Just in time for my birthday, this looks faaaaaaaaaaaaaaaaaantastic. The animation looks even better than The Nightmare Before Christmas. I wonder how well it'll play, given the current "moral" climate? Will we have to weather another wave of darklings? Will I have to update my just-shifted-back-into-color wardrobe?
Between this and "Coraline," 2005 is going to be a great year for animation.
 
 
Chiropteran
12:53 / 27.09.05
Corpse Bride opened (in the US) this past weekend - anyone else been to see it?

The animation was excellent (in the Nightmare Before Christmas style, but smoother), the characters were appealing, and the music was fun - four songs, including the Danny Elfman-voiced show-stopper "Remains of the Day."

The comparisons with Nightmare Before Christmas are inevitable, and probably not to Corpse Bride's advantage - on a technical level it far exceeded NBC, but the story was on a different scale - just a nice little folktale with a couple of songs (it was also pretty short - just 1hr, 14mn). Still, I think it worked out well on that level, and I would definitely like to see it again.

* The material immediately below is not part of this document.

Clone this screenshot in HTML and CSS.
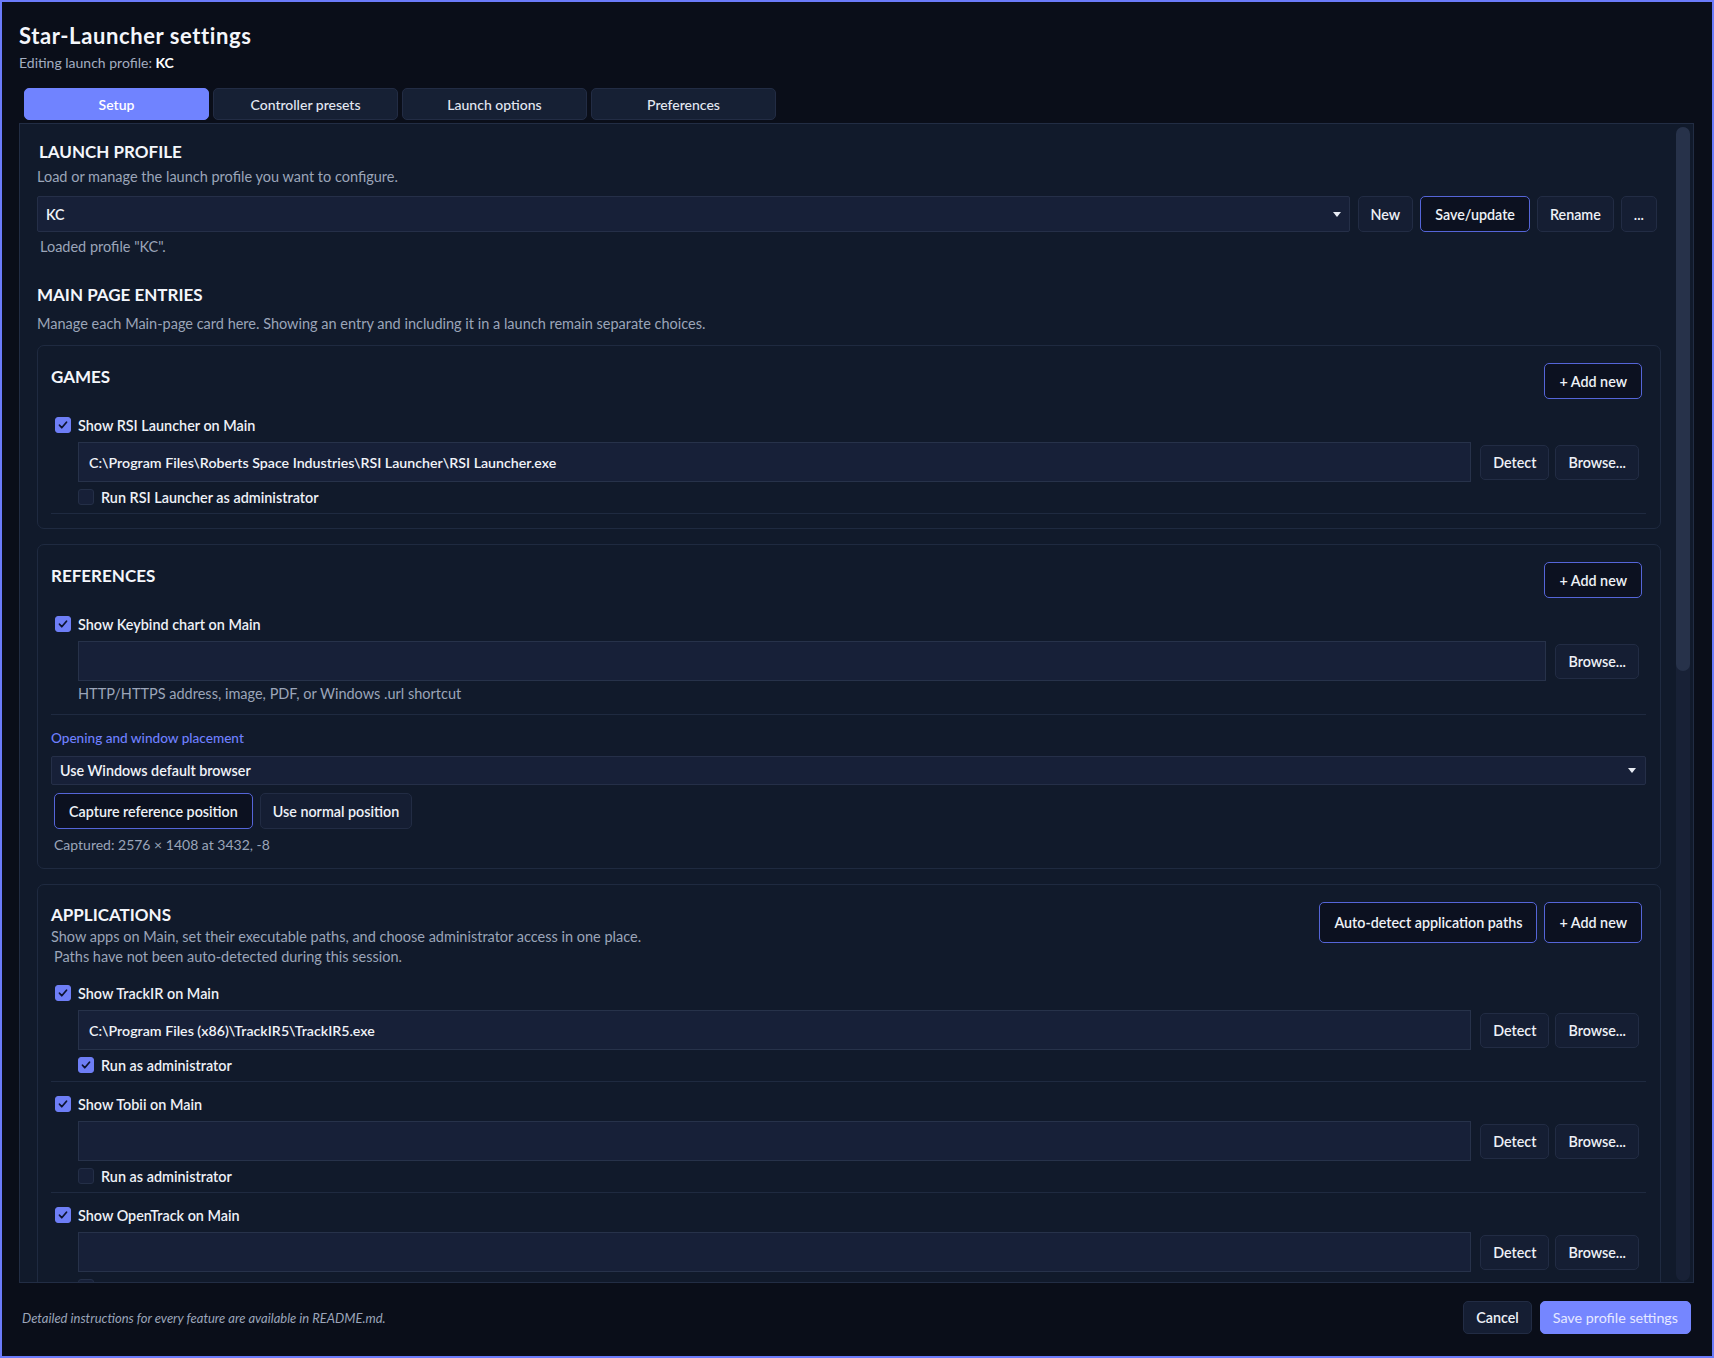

Incidentally, it was my two-year-old son's second theater-movie (the first was Pooh's Heffalump Movie), and he really enjoyed it.
 
 
PatrickMM
18:14 / 27.09.05
I'm a huge Burton fan, but I didn't really like this. Just because it's stop motion by Burton, you're going in comparing it to Nightmare, and then the film has so many things in common with NBC, Corpse Bride just suffers in comparison. The land of the dead is basically a remix of Halloweentown, but not as endearing, and while the jazzy song was great, it didn't match Oogie Boogie's, and the huge similarities between the two, both in the song itself and the staging, force you the compare the two. Same thing with the "Gonna' have a Wedding" song and 'Making Christmas' from Nightmare, same exact setup and structure, weaker payoff here. And the rest of the Elfman songs were virtually non-existent. I was hoping for something crazy after his great work in Charlie and the Chocolate Factory.

I did like Victor and Victoria, I'd love to see Emily Watson work with Burton in live action. The Corpse Bride's story worked well too. But the whole time, the jokes just felt too obvious and there wasn't the manic energy of Burton's best work. It wasn't boring, but it just never really got going.

And the stop motion was so good that I think it actually lost something. Part of the charm of stop motion is seeing the slightly odd movement, and recognizing that these characters are just a bunch of dolls on a stage. This movie was so thoroughly convincing, I never really got that, and as a result, this seemed more like a really well done CG movie than a stop motion piece. I know that's a bit of an odd complaint, but watch the film compared to the stop motion in something like Evil Dead II and you'll see the difference.